Lang’s report for the National Preparedness Commission, published last year, found that the UK’s food system is extremely vulnerable to attack due to its concentration with a few large companies.

It found that the 12,284 supermarkets around the UK are “fed” by just 131 distribution centres.

These were a “sitting duck” for drone or cyber-attacks by malign states, he said: “The nine big retailers account for 94.5% of all retail food. That’s nine companies, using just 131 distribution centres. In drone war, that’s a sitting duck.”

According to his report, Tesco, which provides nearly a third of UK retail food, operates via only 20 distribution centres.
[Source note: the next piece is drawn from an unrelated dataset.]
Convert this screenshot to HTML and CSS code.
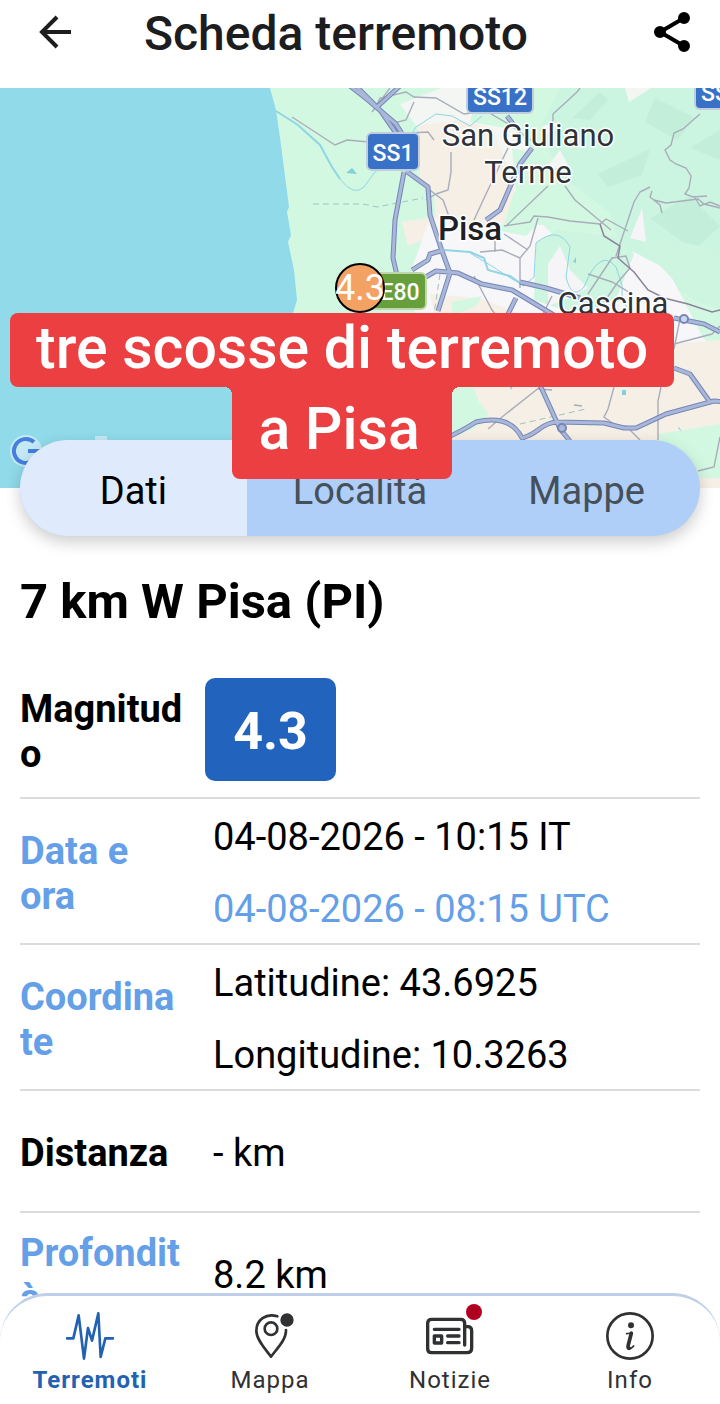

He said: “When four of the 10 big retailers account for three-quarters of retail food, if one or two of these megafirms was hit in some way, or their tight system of distribution centres was disrupted, the impact on the public would be considerable.”

Lang’s report also said UK civil defence, which involves the preparedness of the population for shocks caused by war, received in 2021-22 the equivalent of 0.0026% of total defence expenditure. He added: “The reality is that there are no binding UK laws specifying duties on either central or local government to ensure people are fed.”

Brexit has also made the UK more vulnerable to shocks, by reducing the subsidies farmers receive to produce food and making it more difficult to import food from our largest trading partner.

In the three years from January 2021, agrifood imports from the EU fell by a three-year average of 8.71% a year, compared with the previous three-year pre-Brexit period, according to a University of Sussex analysis.

As climate breakdown makes it harder to grow fruit and vegetables in southern Europe and north Africa, due to extreme weather, countries such as the UK which rely heavily on imports for fresh produce will suffer.

According to the UK Health Security Agency, if the UK continues on current land use, climate and agrifood trends, “by 2050, 52% of legumes and 47% of fruit would be imported from climate-vulnerable countries and supply of vegetables, fruit and legumes is projected to fall short of what would be needed to meet UK dietary recommendations”.

This was already experienced in 2023 when bad weather in Spain and north Africa caused a salad and fresh vegetable shortage across the UK. More than 80% of the UK’s fruit and more than half of its vegetables are imported.

Lang said: “Climate change, the floods and droughts, these are part of vulnerabilities to the just-in-time logistics system of the food system. The key finding of my report was that we created a food system in the name of efficiency, which is now inappropriate for where we are, a concentration of big companies dominating, being the choke points. This creates vulnerability. Drone warfare and software dependence make it doubly vulnerable.”

The professor has called for legislation from the government to ensure the food system is made more secure and able to withstand shocks.

“I’d like it to be a food security and resilience act, something that’s clear about the fundamental purpose of food systems,” he said. The food system needed flexibility rather than being a lean, just-in-time system focused on profits alone, he added. “The purpose of food systems, is to feed people. How, what, in what circumstances, if you’re a big commodity producer, is it really feeding people? Is it going to survive when there are shocks?”

Lang also said the UK needed to boost food security and produce more food at home. “We’ve got to build up more production here, not out of petty nationalism, but out of we’ve got good land, good people, good resources, good infrastructure. It’s a crazy misuse of land not to do that. We’re not getting the leadership we need from central government,” he said.